Source data
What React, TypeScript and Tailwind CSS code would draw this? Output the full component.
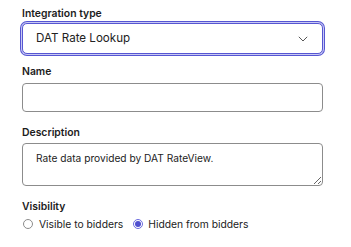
import { useState } from 'react'

export default function App() {
  const [visibility, setVisibility] = useState<'visible' | 'hidden'>('hidden')

  return (
    <div className="h-[247px] w-[351px] bg-white pl-[22px] pt-[6px] font-['Inter',sans-serif] text-[#222]">
      <div className="w-[301px]">
        <label className="block text-[10.4px] font-semibold leading-4 text-[#1c1c1c]">Integration type</label>
        <div className="mt-[1px] flex h-[31px] items-center justify-between rounded-[5px] border border-[#5656d2] pl-[13px] pr-[14px] shadow-[0_0_0_1px_#c9c9f4,0_0_0_2px_#5656d2]">
          <span className="text-[11.6px]">DAT Rate Lookup</span>
          <svg width="10" height="6" viewBox="0 0 10 6" fill="none" stroke="#444" strokeWidth="0.9">
            <path d="M0.8 0.8l4.2 4.2 4.2-4.2" />
          </svg>
        </div>

        <label className="mt-[10px] block text-[10.4px] font-semibold leading-4 text-[#1c1c1c]">Name</label>
        <input className="mt-[3px] block h-[29px] w-full rounded-[4px] border border-[#8c8c8c] px-[13px] text-[10.3px] outline-none" />

        <label className="mt-[13px] block text-[10.4px] font-semibold leading-4 text-[#1c1c1c]">Description</label>
        <textarea
          className="mt-[2px] block h-[43px] w-full rounded-[4px] border border-[#8c8c8c] px-[13px] pt-[6px] text-[10.2px] leading-4 outline-none"
          defaultValue="Rate data provided by DAT RateView."
        />

        <label className="mt-[13px] block text-[10.4px] font-semibold leading-4 text-[#1c1c1c]">Visibility</label>
        <div className="mt-[1px] flex items-center text-[10.3px] leading-4">
          <button className="flex items-center" onClick={() => setVisibility('visible')}>
            <span className={`mr-[6px] ml-[1px] flex h-[10px] w-[10px] items-center justify-center rounded-full border bg-white ${visibility === 'visible' ? 'border-[#6a6ade]' : 'border-[#8c8c8c]'}`}>
              {visibility === 'visible' && <span className="h-[6px] w-[6px] rounded-full bg-[#4f4fcf]" />}
            </span>
            Visible to bidders
          </button>
          <button className="ml-[10px] flex items-center" onClick={() => setVisibility('hidden')}>
            <span className={`mr-[5px] flex h-[10px] w-[10px] items-center justify-center rounded-full border bg-white ${visibility === 'hidden' ? 'border-[#6a6ade]' : 'border-[#8c8c8c]'}`}>
              {visibility === 'hidden' && <span className="h-[6px] w-[6px] rounded-full bg-[#4f4fcf]" />}
            </span>
            Hidden from bidders
          </button>
        </div>
      </div>
    </div>
  )
}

Requirements
Except for the pictures, reproduce every line exactly.

Final result
What React, TypeScript and Tailwind CSS code would draw this? Output the full component.
import { useState } from 'react'

export default function App() {
  const [visibility, setVisibility] = useState<'visible' | 'hidden'>('hidden')

  return (
    <div className="h-[247px] w-[351px] bg-white pl-[22px] pt-[6px] font-['Inter',sans-serif] text-[#222]">
      <div className="w-[301px]">
        <label className="block text-[10.4px] font-semibold leading-4 text-[#1c1c1c]">Integration type</label>
        <div className="mt-[1px] flex h-[31px] items-center justify-between rounded-[5px] border border-[#5656d2] pl-[13px] pr-[14px] shadow-[0_0_0_1px_#c9c9f4,0_0_0_2px_#5656d2]">
          <span className="text-[11.6px]">DAT Rate Lookup</span>
          <svg width="10" height="6" viewBox="0 0 10 6" fill="none" stroke="#444" strokeWidth="0.9">
            <path d="M0.8 0.8l4.2 4.2 4.2-4.2" />
          </svg>
        </div>

        <label className="mt-[10px] block text-[10.4px] font-semibold leading-4 text-[#1c1c1c]">Name</label>
        <input className="mt-[3px] block h-[29px] w-full rounded-[4px] border border-[#8c8c8c] px-[13px] text-[10.3px] outline-none" />

        <label className="mt-[13px] block text-[10.4px] font-semibold leading-4 text-[#1c1c1c]">Description</label>
        <textarea
          className="mt-[2px] block h-[43px] w-full rounded-[4px] border border-[#8c8c8c] px-[13px] pt-[6px] text-[10.2px] leading-4 outline-none"
          defaultValue="Rate data provided by DAT RateView."
        />

        <label className="mt-[13px] block text-[10.4px] font-semibold leading-4 text-[#1c1c1c]">Visibility</label>
        <div className="mt-[1px] flex items-center text-[10.3px] leading-4">
          <button className="flex items-center" onClick={() => setVisibility('visible')}>
            <span className={`mr-[6px] ml-[1px] flex h-[10px] w-[10px] items-center justify-center rounded-full border bg-white ${visibility === 'visible' ? 'border-[#6a6ade]' : 'border-[#8c8c8c]'}`}>
              {visibility === 'visible' && <span className="h-[6px] w-[6px] rounded-full bg-[#4f4fcf]" />}
            </span>
            Visible to bidders
          </button>
          <button className="ml-[10px] flex items-center" onClick={() => setVisibility('hidden')}>
            <span className={`mr-[5px] flex h-[10px] w-[10px] items-center justify-center rounded-full border bg-white ${visibility === 'hidden' ? 'border-[#6a6ade]' : 'border-[#8c8c8c]'}`}>
              {visibility === 'hidden' && <span className="h-[6px] w-[6px] rounded-full bg-[#4f4fcf]" />}
            </span>
            Hidden from bidders
          </button>
        </div>
      </div>
    </div>
  )
}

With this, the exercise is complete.